According to the most recent data, only 7% of attorneys refer to their practice as virtual. 35% of attorneys think that virtual practices or appointments are the best way to interact with their clients. However, this data was taken in 2015, so this attitude has likely changed since 2020.
Due to the pandemic, lawyers had no choice but to connect with their clients over the internet. There’s a high likelihood that lawyers are changing their minds as they see how easy and convenient it is to communicate online. Still, security seems to be a challenge for lawyers.
Cloud-based services are safer than your own computer’s hard drive and traditional phone lines if you work with the right provider. Plus, the cloud can allow you to sign documents quickly.
How Do Virtual Law Practices Save Time?
Why do people hate going to the doctors, hairdressers, or other appointment-based services?

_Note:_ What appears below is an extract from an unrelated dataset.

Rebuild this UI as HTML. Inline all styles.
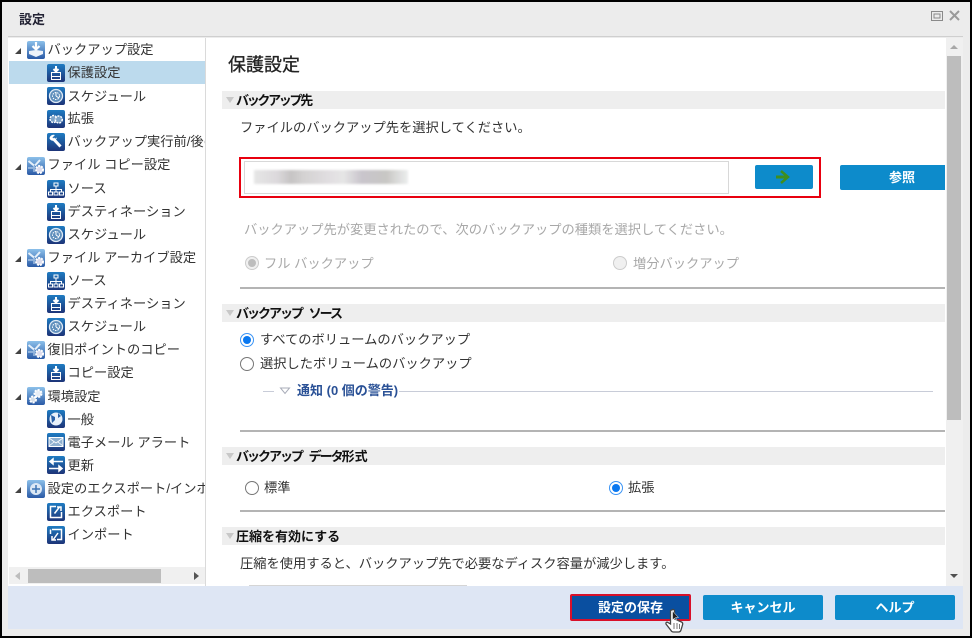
<!DOCTYPE html>
<html lang="ja"><head><meta charset="utf-8"><title>設定</title>
<style>
html,body{margin:0;padding:0;background:#000}
body{width:972px;height:638px;overflow:hidden;position:relative;font-family:"Liberation Sans","Noto Sans CJK JP",sans-serif;font-size:13.25px;color:#333}
div,span,svg{position:absolute;box-sizing:border-box}
.t{white-space:nowrap;line-height:20px;height:20px}
.tree>.t{margin-top:1px;margin-left:-.5px}
.ic{width:18px;height:18px;border-radius:2px;background:linear-gradient(#1f7cc2,#1d3478)}
.ic.p{background:linear-gradient(#8cc0ea,#2a5aa6)}
.ic svg{left:0;top:0;width:18px;height:18px}
.tr{width:0;height:0;border-left:6px solid transparent;border-bottom:6px solid #444;left:16px}
.sec{left:222px;width:723px;height:18px;background:#eee}
.sec .a{left:4px;top:6px;width:0;height:0;border-left:4px solid transparent;border-right:4px solid transparent;border-top:6px solid #c8c8c8}
.sec .t{left:14px;top:0;font-weight:bold;font-size:13px;color:#111}
.k{position:static;letter-spacing:-2.300px}
.k2{position:static;letter-spacing:-2px;word-spacing:5px}
.hr{left:240px;width:705px;height:2px;background:#b4b4b4}
.btn{background:#0d8bcb;border-radius:2px;color:#fff;font-weight:bold;font-size:13px;text-align:center}
.r{width:14px;height:14px;border-radius:50%;background:#fff;border:1.5px solid #777}
.r.on{border:1.5px solid #3b94f5}
.r.on:after{content:"";position:absolute;left:1.5px;top:1.5px;width:8px;height:8px;border-radius:50%;background:#0a78f0}
.r.dis{border-color:#ccc;background:#f0f0f0}
.r.dis.c:after{content:"";position:absolute;left:1.5px;top:1.5px;width:8px;height:8px;border-radius:50%;background:#bdbdbd}
.g{color:#a8a8a8}
</style></head><body>
<svg width="0" height="0" style="position:absolute">
<defs>
<symbol id="dest" viewBox="0 0 18 18"><path d="M9 2v5M6.500 5L9 7.500 11.500 5" stroke="#fff" stroke-width="2" fill="none"/><rect x="4.500" y="8.500" width="9" height="7" fill="none" stroke="#fff"/><path d="M4.500 12.500h9" stroke="#fff"/></symbol>
<symbol id="sch" viewBox="0 0 18 18"><circle cx="9" cy="9" r="6.500" fill="#5f8fbc" stroke="#dfeaf5" stroke-width="1.300"/><circle cx="9" cy="9" r="3.500" fill="none" stroke="#fff" stroke-dasharray="1.500 1"/><path d="M9 9V5M9 9l3 2" stroke="#fff"/></symbol>
<symbol id="ext" viewBox="0 0 18 18"><circle cx="6.500" cy="9" r="3.500" fill="#7ea4c8" stroke="#fff" stroke-width="1.500" stroke-dasharray="2 1"/><circle cx="11.800" cy="9.500" r="3.500" fill="#7ea4c8" stroke="#fff" stroke-width="1.500" stroke-dasharray="2 1"/></symbol>
<symbol id="wr" viewBox="0 0 18 18"><path d="M6 5.500l7.500 8" stroke="#fff" stroke-width="3" fill="none"/><path d="M2.500 5.500a4 4 0 0 1 5.500-3.500L5.500 4.500 7 6.500l3-2a4 4 0 0 1-7.500 1z" fill="#fff"/></symbol>
<symbol id="src" viewBox="0 0 18 18"><path d="M9 6v3M3.500 12V9.500h11V12M9 9v3" stroke="#fff" fill="none"/><rect x="7" y="3" width="4" height="3" fill="none" stroke="#fff"/><rect x="1.500" y="12" width="4" height="3" fill="none" stroke="#fff"/><rect x="7" y="12" width="4" height="3" fill="none" stroke="#fff"/><rect x="12.500" y="12" width="4" height="3" fill="none" stroke="#fff"/></symbol>
<symbol id="cp" viewBox="0 0 18 18"><path d="M1.500 4l5.500 4.500M13 3L8 8.500" stroke="#e6f0fa" stroke-width="2"/><path d="M1 11h5M7 9v6" stroke="#cfe3f5"/><circle cx="12.500" cy="12.500" r="3.500" fill="#dde" stroke="#fff" stroke-width="2" stroke-dasharray="2 1"/></symbol>
<symbol id="bk" viewBox="0 0 18 18"><path d="M9 1v7M5.500 5L9 8.500 12.500 5" stroke="#fff" stroke-width="2.200" fill="none"/><path d="M2 10l7-1 7 1v3l-7 3-7-3z" fill="#eef3fa"/></symbol>
<symbol id="env" viewBox="0 0 18 18"><circle cx="11" cy="6.500" r="3.500" fill="#e8eef6" stroke="#fff" stroke-width="2" stroke-dasharray="2 1.200"/><circle cx="6" cy="12.500" r="3" fill="#d4dde8" stroke="#fff" stroke-width="2" stroke-dasharray="2 1"/></symbol>
<symbol id="gl" viewBox="0 0 18 18"><circle cx="9" cy="9" r="6.500" fill="#e9f1fa"/><path d="M4 5l4 2v3l-3 3zM11 3l3 3-3 2z" fill="#2a62a8"/></symbol>
<symbol id="ml" viewBox="0 0 18 18"><rect x="2" y="4.500" width="14" height="9" fill="#8fb0d0" stroke="#fff"/><path d="M2 5l7 5 7-5M2 13l5-4M16 13l-5-4" stroke="#fff" fill="none" stroke-width=".8"/></symbol>
<symbol id="up" viewBox="0 0 18 18"><path d="M16 5.500H6M6 3L3 5.500 6 8z" fill="#fff" stroke="#fff" stroke-width="1.500"/><path d="M2 12.500h10M12 10l3 2.500-3 2.500z" fill="#fff" stroke="#fff" stroke-width="1.500"/></symbol>
<symbol id="ex" viewBox="0 0 18 18"><path d="M9 3.500H3.500v11h11V9" fill="none" stroke="#fff" stroke-width="1.500"/><path d="M7.500 10.500l5-6.500M10 4h4v4" stroke="#fff" stroke-width="1.500" fill="none"/></symbol>
<symbol id="im" viewBox="0 0 18 18"><path d="M5 3.500h9.500v10H10M3.500 3.500V8" fill="none" stroke="#fff" stroke-width="1.500"/><path d="M11 7l-5 7M5 10v4h4" stroke="#fff" stroke-width="1.500" fill="none"/></symbol>
<symbol id="ie" viewBox="0 0 18 18"><circle cx="9" cy="9" r="6" fill="#dbe8f5"/><path d="M5 9h8M9 5v8" stroke="#3d74b4" stroke-width="1.500"/></symbol>
</defs></svg>

<div style="left:2px;top:2px;width:968px;height:634px;background:#ececec"></div>
<div class="t" style="left:19px;top:10px;font-size:13px;color:#223;font-weight:bold">設定</div>
<div style="left:8px;top:36px;width:955px;height:1px;background:#cfcfcf"></div>
<svg style="left:929px;top:9px" width="34" height="14"><rect x="2.500" y="2.500" width="11" height="9" fill="none" stroke="#8a8a8a"/><rect x="5" y="5" width="6" height="4" fill="none" stroke="#8a8a8a"/><path d="M21 2l9 9M30 2l-9 9" stroke="#9a9a9a" stroke-width="2"/></svg>

<!-- tree -->
<div style="left:8px;top:38px;width:197px;height:548px;background:#fff"></div>
<div style="left:205px;top:38px;width:1px;height:548px;background:#dadada"></div>
<div style="left:9px;top:61px;width:196px;height:23px;background:#bcdaed"></div>
<div class="tree" style="left:8px;top:38px;width:197px;height:548px;overflow:hidden">
<div class="tr" style="left:7px;top:10px"></div><div class="ic p" style="left:19px;top:3px"><svg><use href="#bk"/></svg></div><div class="t" style="left:40px;top:1px">バックアップ設定</div>
<div class="ic" style="left:39px;top:26px"><svg><use href="#dest"/></svg></div><div class="t" style="left:60px;top:24px">保護設定</div>
<div class="ic" style="left:39px;top:49px"><svg><use href="#sch"/></svg></div><div class="t" style="left:60px;top:48px">スケジュール</div>
<div class="ic" style="left:39px;top:72px"><svg><use href="#ext"/></svg></div><div class="t" style="left:60px;top:70px">拡張</div>
<div class="ic" style="left:39px;top:95px"><svg><use href="#wr"/></svg></div><div class="t" style="left:60px;top:93px">バックアップ実行前/後の設定</div>

<div class="tr" style="left:7px;top:126px"></div><div class="ic p" style="left:19px;top:119px"><svg><use href="#cp"/></svg></div><div class="t" style="left:40px;top:116px">ファイル コピー設定</div>
<div class="ic" style="left:39px;top:142px"><svg><use href="#src"/></svg></div><div class="t" style="left:60px;top:140px">ソース</div>
<div class="ic" style="left:39px;top:165px"><svg><use href="#dest"/></svg></div><div class="t" style="left:60px;top:163px">デスティネーション</div>
<div class="ic" style="left:39px;top:188px"><svg><use href="#sch"/></svg></div><div class="t" style="left:60px;top:186px">スケジュール</div>

<div class="tr" style="left:7px;top:218px"></div><div class="ic p" style="left:19px;top:211px"><svg><use href="#cp"/></svg></div><div class="t" style="left:40px;top:209px">ファイル アーカイブ設定</div>
<div class="ic" style="left:39px;top:234px"><svg><use href="#src"/></svg></div><div class="t" style="left:60px;top:232px">ソース</div>
<div class="ic" style="left:39px;top:257px"><svg><use href="#dest"/></svg></div><div class="t" style="left:60px;top:255px">デスティネーション</div>
<div class="ic" style="left:39px;top:280px"><svg><use href="#sch"/></svg></div><div class="t" style="left:60px;top:278px">スケジュール</div>

<div class="tr" style="left:7px;top:310px"></div><div class="ic p" style="left:19px;top:303px"><svg><use href="#cp"/></svg></div><div class="t" style="left:40px;top:301px">復旧ポイントのコピー</div>
<div class="ic" style="left:39px;top:326px"><svg><use href="#dest"/></svg></div><div class="t" style="left:60px;top:324px">コピー設定</div>

<div class="tr" style="left:7px;top:356px"></div><div class="ic p" style="left:19px;top:349px"><svg><use href="#env"/></svg></div><div class="t" style="left:40px;top:348px">環境設定</div>
<div class="ic" style="left:39px;top:372px"><svg><use href="#gl"/></svg></div><div class="t" style="left:60px;top:371px">一般</div>
<div class="ic" style="left:39px;top:395px"><svg><use href="#ml"/></svg></div><div class="t" style="left:60px;top:394px">電子メール アラート</div>
<div class="ic" style="left:39px;top:418px"><svg><use href="#up"/></svg></div><div class="t" style="left:60px;top:417px">更新</div>

<div class="tr" style="left:7px;top:449px"></div><div class="ic p" style="left:19px;top:442px"><svg><use href="#ie"/></svg></div><div class="t" style="left:40px;top:440px">設定のエクスポート/インポート</div>
<div class="ic" style="left:39px;top:465px"><svg><use href="#ex"/></svg></div><div class="t" style="left:60px;top:463px">エクスポート</div>
<div class="ic" style="left:39px;top:488px"><svg><use href="#im"/></svg></div><div class="t" style="left:60px;top:486px">インポート</div>

<div style="left:1px;top:529px;width:196px;height:17px;background:#f0f0f0"></div>
<div style="left:20px;top:531px;width:133px;height:14px;background:#bdbdbd"></div>
<div style="left:7px;top:534px;width:0;height:0;border-top:4px solid transparent;border-bottom:4px solid transparent;border-right:5px solid #bdbdbd"></div>
<div style="left:186px;top:534px;width:0;height:0;border-top:4px solid transparent;border-bottom:4px solid transparent;border-left:5px solid #555"></div>
</div>

<!-- content -->
<div style="left:206px;top:38px;width:757px;height:548px;background:#fff"></div>
<div style="left:946px;top:38px;width:17px;height:548px;background:#f0f0f0"></div>
<div style="left:947px;top:56px;width:14px;height:364px;background:#bdbdbd"></div>
<div style="left:950px;top:45px;width:0;height:0;border-left:4px solid transparent;border-right:4px solid transparent;border-bottom:4px solid #a8a8a8"></div>
<div style="left:950px;top:574px;width:0;height:0;border-left:4px solid transparent;border-right:4px solid transparent;border-top:4px solid #505050"></div>

<div class="t" style="left:228px;top:54px;font-size:18px;color:#222;-webkit-text-stroke:.3px #222;line-height:22px;height:22px">保護設定</div>

<div class="sec" style="top:91px"><div class="a"></div><div class="t"><span class="k">バックアップ先</span></div></div>
<div class="t" style="left:240px;top:118px">ファイルのバックアップ先を選択してください。</div>
<div style="left:239px;top:157px;width:582px;height:41px;border:2px solid #e8000f"></div>
<div style="left:244px;top:161px;width:485px;height:33px;border:1.500px solid #d8d8d8;background:#fff"></div>
<div style="left:254px;top:170px;width:154px;height:14px;background:linear-gradient(90deg,#e6e6e6,#dcd9dc 15%,#c6c4c4 24%,#d4d2d2 32%,#e2dfe2 50%,#e6e6e6 58%,#c9c5cc 70%,#c8c7c4 86%,#eceeee);filter:blur(1px)"></div>
<div class="btn" style="left:755px;top:165px;width:58px;height:24px"><svg style="left:20px;top:4px" width="16" height="16"><path d="M1 8h10" stroke="#3f8e1e" stroke-width="3"/><path d="M6 2l7 6-7 6" stroke="#3f8e1e" stroke-width="2.500" fill="none"/></svg></div>
<div class="btn" style="left:840px;top:165px;width:105px;height:25px;line-height:26px;border-radius:2px 0 0 2px"><span style="left:49px;top:0;white-space:nowrap">参照</span></div>

<div class="t g" style="left:244px;top:220px">バックアップ先が変更されたので、次のバックアップの種類を選択してください。</div>
<div class="r dis c" style="left:245px;top:256px"></div><div class="t g" style="left:264px;top:254px">フル バックアップ</div>
<div class="r dis" style="left:613px;top:256px"></div><div class="t g" style="left:633px;top:254px">増分バックアップ</div>
<div class="hr" style="top:287px"></div>

<div class="sec" style="top:304px"><div class="a"></div><div class="t"><span class="k2">バックアップ ソース</span></div></div>
<div class="r on" style="left:240px;top:333px"></div><div class="t" style="left:260px;top:330px">すべてのボリュームのバックアップ</div>
<div class="r" style="left:240px;top:357px"></div><div class="t" style="left:260px;top:354px">選択したボリュームのバックアップ</div>
<div style="left:263px;top:391px;width:11px;height:1px;background:#c8ccd8"></div>
<svg style="left:279px;top:387px" width="12" height="8"><path d="M1.500 1h9L6 6.500z" fill="#fff" stroke="#a8acb8"/></svg>
<div class="t" style="left:297px;top:381px;color:#2a5196;font-weight:bold;font-size:13px">通知 (0 個の警告)</div>
<div style="left:399px;top:391px;width:534px;height:1px;background:#c8ccd8"></div>
<div class="hr" style="top:430px"></div>

<div class="sec" style="top:447px"><div class="a"></div><div class="t"><span class="k2">バックアップ データ</span>形式</div></div>
<div class="r" style="left:245px;top:481px"></div><div class="t" style="left:264px;top:478px">標準</div>
<div class="r on" style="left:609px;top:481px"></div><div class="t" style="left:628px;top:478px">拡張</div>
<div class="hr" style="top:510px"></div>

<div class="sec" style="top:527px"><div class="a"></div><div class="t">圧縮を有効にする</div></div>
<div class="t" style="left:240px;top:554px">圧縮を使用すると、バックアップ先で必要なディスク容量が減少します。</div>
<div style="left:249px;top:585px;width:218px;height:1px;background:#d5d5d5"></div>

<!-- footer -->
<div style="left:8px;top:586px;width:955px;height:43px;background:#dee6f4"></div>
<div class="btn" style="left:570px;top:594px;width:121px;height:27px;background:#0a4fa0;border:2px solid #d8102a;line-height:23px">設定の保存</div>
<div class="btn" style="left:703px;top:595px;width:120px;height:25px;line-height:25px">キャンセル</div>
<div class="btn" style="left:835px;top:595px;width:120px;height:25px;line-height:25px">ヘルプ</div>
<svg style="left:664px;top:608px" width="24" height="28"><path d="M8 2c1-1 2.500-.5 2.500 1v8l7 3c1 .5 1.500 1.500 1 3l-1.500 5c-.5 1.500-1 2-2.500 2h-5c-1 0-2-.5-2.500-1.500L2 16c-.5-1 .5-2.500 2-1.500l2.500 1.500V3c0-.5.500-1 1.500-1z" fill="#fff" stroke="#444" stroke-width="1.300"/><path d="M10 15v6M13 15v6M15.500 16v5" stroke="#777"/><path d="M8.500 3l0 9 2-2 1.500 3 1-.5-1.500-3h3z" fill="#222" stroke="#fff" stroke-width=".5"/></svg>
</body></html>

Because clients, patients, or customers rarely get seen at the time their appointment should have begun. This makes it impossible for anyone to plan their day around these services.
Since customers, clients, and patients expect to wait half an hour or longer for their appointment, they aren’t in a rush. So even if everything is running like clockwork, at least one person is going to be late, which disrupts the rest of the day. Virtual appointments can help here.
With virtual appointments, clients looking for a lawyer don’t have to book time off of work, travel, or wait in the office. They’re called when they’re called. If someone is late, they cut their time down and can hang up when the next call is meant to begin. It’s a win-win for everyone.
But that’s not all. Lawyers also save time by unbundling their services. At a virtual office, clients only have to sign one form. The attorney can sign the rest with the forms they have on file.
How Can You Become a Virtual Lawyer?
Making your law firm virtual isn’t too difficult, but the transition may make you experience a few growing pains. Here’s how lawyers can start taking more clients on an online platform.
• Know What Ethics and Rules to Follow
Some states require that all lawyers have a physical office space. That doesn’t mean you can’t help clients virtually, but it does mean you can’t be entirely virtual. You also have to make sure you protect your client’s data and maintain client confidentiality by encrypting online interactions.
• Build a Roadmap for Your Virtual Practice
Opening a virtual law practice requires most of the same steps as opening a traditional law firm. You’ll need to plan accordingly to start off on the right foot. Here are some steps to consider:
- Make a Business Plan: Create a business plan that sets measurable goals and outlines your business’s vision. Don’t forget to analyze the market and make a financial plan.
- Have a Communication Plan: Outline how you’ll communicate with clients over the internet. Will you use email, video conferencing software, live chat, or phones? Will you take advantage of online booking software and other cloud-based solutions?
- Plan for Client Intake: Traditionally, law firms will use intake forms and consultations. WIth software, you can do all of that, and more. Plus, software quickens the process.
- Create a Marketing Plan: To market yourself online, you’ll need an SEO-optimized website that makes it easy for your clients to find you. You need to invest in content creation and look at alternative marketing styles, like influencer and affiliate marketing.
If you already have clients, ask if they’d be willing to switch to online sessions temporarily. This can help you get the kinks out of your virtual practice and provides flexibility to your clients.
• Take Notes From Other Traditional Law Firms
Whether you already have a traditional law firm or you’ve worked for one, you’ll realize that a virtual law practice runs similarly to brick-and-mortar firms. If you’re currently transitioning, don’t rush the process. You don’t have to go virtual all at once or run your firm entirely online. You can click here for more help.
Modern traditional law firms are streamlining tasks by switching to phone scanners or eSignature software, so you may already have these in place. If not, look into any software that automates some of your processes. For example, invoicing software or CRM software.